## TASK PROMPT
Using the data below, gather each line that includes the word "index".

## GIVEN DATA
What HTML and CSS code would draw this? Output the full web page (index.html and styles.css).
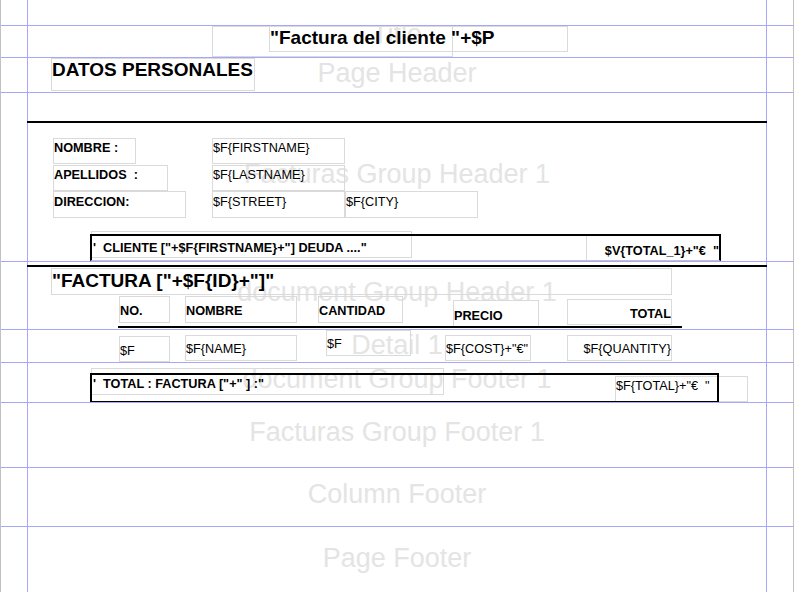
FILE: index.html
```html
<!DOCTYPE html>
<html>
<head>
<meta charset="utf-8">
<title>Report designer</title>
<link rel="stylesheet" href="styles.css">
</head>
<body>
<div class="page">
  <div class="band h-margin"><div class="mg"></div><div class="cell"></div><div class="mg"></div></div>

  <div class="band h-title"><div class="mg"></div>
    <div class="cell">
      <span class="label title-label">Title</span>
      <div class="fld t-box1"></div>
      <div class="fld big t-box2">"Factura del cliente "+$P</div>
    </div><div class="mg"></div></div>

  <div class="band h-phead"><div class="mg"></div>
    <div class="cell">
      <span class="label">Page Header</span>
      <div class="fld big t-datos">DATOS PERSONALES</div>
    </div><div class="mg"></div></div>

  <div class="band h-fgh"><div class="mg"></div>
    <div class="cell">
      <span class="label">Facturas Group Header 1</span>
      <div class="rule r-top1"></div>
      <div class="fld b l-nombre">NOMBRE :</div>
      <div class="fld b l-apellidos">APELLIDOS  :</div>
      <div class="fld b l-direccion">DIRECCION:</div>
      <div class="fld f-first">$F{FIRSTNAME}</div>
      <div class="fld f-last">$F{LASTNAME}</div>
      <div class="fld f-street">$F{STREET}</div>
      <div class="fld f-city">$F{CITY}</div>
      <div class="fld b f-cliente">'  CLIENTE ["+$F{FIRSTNAME}+"] DEUDA ...."</div>
      <div class="fld b right f-total1">$V{TOTAL_1}+"€  "</div>
      <div class="frame fr1"></div>
    </div><div class="mg"></div></div>

  <div class="band h-dgh"><div class="mg"></div>
    <div class="cell">
      <span class="label">document Group Header 1</span>
      <div class="rule r-top2"></div>
      <div class="fld big f-factura">"FACTURA ["+$F{ID}+"]"</div>
      <div class="fld b hd-no">NO.</div>
      <div class="fld b hd-nombre">NOMBRE</div>
      <div class="fld b hd-cant">CANTIDAD</div>
      <div class="fld b hd-precio">PRECIO</div>
      <div class="fld b right hd-total">TOTAL</div>
      <div class="rule r-under"></div>
    </div><div class="mg"></div></div>

  <div class="band h-detail"><div class="mg"></div>
    <div class="cell">
      <span class="label">Detail 1</span>
      <div class="fld d-no">$F</div>
      <div class="fld d-name">$F{NAME}</div>
      <div class="fld d-cant">$F</div>
      <div class="fld d-cost">$F{COST}+"€"</div>
      <div class="fld right d-qty">$F{QUANTITY}</div>
    </div><div class="mg"></div></div>

  <div class="band h-dgf"><div class="mg"></div>
    <div class="cell">
      <span class="label">document Group Footer 1</span>
      <div class="fld b f-totfact">'  TOTAL : FACTURA ["+" ] :"</div>
      <div class="fld f-tot">$F{TOTAL}+"€  "</div>
      <div class="frame fr2"></div>
    </div><div class="mg"></div></div>

  <div class="band h-fgf"><div class="mg"></div>
    <div class="cell"><span class="label">Facturas Group Footer 1</span></div>
    <div class="mg"></div></div>

  <div class="band h-cfoot"><div class="mg"></div>
    <div class="cell"><span class="label">Column Footer</span></div>
    <div class="mg"></div></div>

  <div class="band h-pfoot last"><div class="mg"></div>
    <div class="cell"><span class="label">Page Footer</span></div>
    <div class="mg"></div></div>
</div>
</body>
</html>
```
FILE: styles.css
```css
html, body {
  margin: 0;
  padding: 0;
  background: #ffffff;
}

.page {
  width: 794px;
  height: 592px;
  overflow: hidden;
  box-sizing: border-box;
  border-left: 1px solid #c0c0c0;
  border-right: 1px solid #c0c0c0;
  background: #ffffff;
  font-family: "Liberation Sans", Arial, sans-serif;
}

.band {
  display: grid;
  grid-template-columns: 26px 740px 26px;
  border-bottom: 1px solid #a6a6fa;
}

.band.last {
  border-bottom: none;
}

.cell {
  position: relative;
  box-sizing: border-box;
  border-left: 1px solid #a6a6fa;
  border-right: 1px solid #a6a6fa;
  display: flex;
  align-items: center;
  justify-content: center;
  padding-bottom: 6px;
}

.label {
  font-family: "Liberation Sans", Arial, sans-serif;
  font-size: 27px;
  line-height: 31px;
  color: #e4e4e4;
  white-space: nowrap;
}

.h-title .cell {
  overflow: hidden;
}

.title-label {
  position: relative;
  top: -4px;
}

/* band heights */
.h-margin { height: 25px; }
.h-title  { height: 31px; }
.h-phead  { height: 34px; }
.h-fgh    { height: 168px; }
.h-dgh    { height: 67px; }
.h-detail { height: 32px; }
.h-dgf    { height: 39px; }
.h-fgf    { height: 64px; }
.h-cfoot  { height: 58px; }
.h-pfoot  { height: 65px; }
.h-pfoot .cell { padding-bottom: 2px; }

/* report elements */
.fld {
  position: absolute;
  box-sizing: border-box;
  border: 1px solid #dadada;
  font-family: "Liberation Sans", Arial, sans-serif;
  font-size: 12.7px;
  line-height: 15px;
  color: #000;
  white-space: pre;
  overflow: hidden;
  padding-top: 2px;
}

.fld.b { font-weight: bold; }
.fld.right { text-align: right; }
.fld.big {
  font-weight: bold;
  font-size: 19px;
  line-height: 22px;
}

.rule {
  position: absolute;
  background: #000;
  height: 2px;
}

.frame {
  position: absolute;
  box-sizing: border-box;
  border: 2px solid #000;
}

/* Title */
.t-box1 { left: 184px; top: 0; width: 241px; height: 31px; }
.t-box2 { left: 241px; top: 0; width: 299px; height: 26px; padding-top: 0; }

/* Page header */
.t-datos { left: 23px; top: 0; width: 204px; height: 33px; padding-top: 0; }

/* Facturas group header */
.r-top1 { left: -1px; top: 28px; width: 740px; }
.l-nombre    { left: 25px; top: 45px; width: 83px;  height: 26px; }
.l-apellidos { left: 25px; top: 72px; width: 115px; height: 26px; }
.l-direccion { left: 25px; top: 98px; width: 133px; height: 27px; padding-top: 3px; }
.f-first  { left: 184px; top: 45px; width: 133px; height: 26px; }
.f-last   { left: 184px; top: 72px; width: 133px; height: 26px; }
.f-street { left: 184px; top: 98px; width: 133px; height: 27px; padding-top: 3px; }
.f-city   { left: 317px; top: 98px; width: 133px; height: 27px; padding-top: 3px; }
.f-cliente { left: 63px; top: 138px; width: 321px; height: 27px; padding-top: 9px; padding-left: 1px; }
.f-total1  { left: 558px; top: 141px; width: 134px; height: 27px; padding-top: 9px; }
.fr1 { left: 62px; top: 141px; width: 631px; height: 27px; border-bottom: 1px solid #c4c4c4; }

/* document group header */
.r-top2 { left: -1px; top: 3px; width: 740px; }
.f-factura { left: 23px; top: 6px; width: 621px; height: 27px; padding-top: 1px; }
.hd-no     { left: 91px;  top: 34px; width: 51px;  height: 27px; padding-top: 7px; }
.hd-nombre { left: 157px; top: 34px; width: 112px; height: 27px; padding-top: 7px; }
.hd-cant   { left: 290px; top: 34px; width: 85px;  height: 27px; padding-top: 7px; }
.hd-precio { left: 425px; top: 38px; width: 86px;  height: 27px; padding-top: 8px; }
.hd-total  { left: 539px; top: 37px; width: 105px; height: 26px; padding-top: 7px; }
.r-under { left: 90px; top: 64px; width: 564px; }

/* detail */
.d-no   { left: 91px;  top: 6px; width: 51px;  height: 26px; padding-top: 7px; }
.d-name { left: 157px; top: 5px; width: 112px; height: 26px; padding-top: 6px; }
.d-cant { left: 298px; top: 0;   width: 85px;  height: 26px; padding-top: 6px; }
.d-cost { left: 417px; top: 5px; width: 86px;  height: 26px; padding-top: 6px; }
.d-qty  { left: 539px; top: 5px; width: 105px; height: 26px; padding-top: 6px; }

/* document group footer */
.f-totfact { left: 63px; top: 5px; width: 353px; height: 27px; padding-top: 8px; padding-left: 1px; }
.f-tot     { left: 587px; top: 13px; width: 133px; height: 26px; padding-top: 2px; }
.fr2 { left: 62px; top: 10px; width: 629px; height: 29px; border-bottom-width: 1px; }
```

## SOLVED EXERCISE
What HTML and CSS code would draw this? Output the full web page (index.html and styles.css).
FILE: index.html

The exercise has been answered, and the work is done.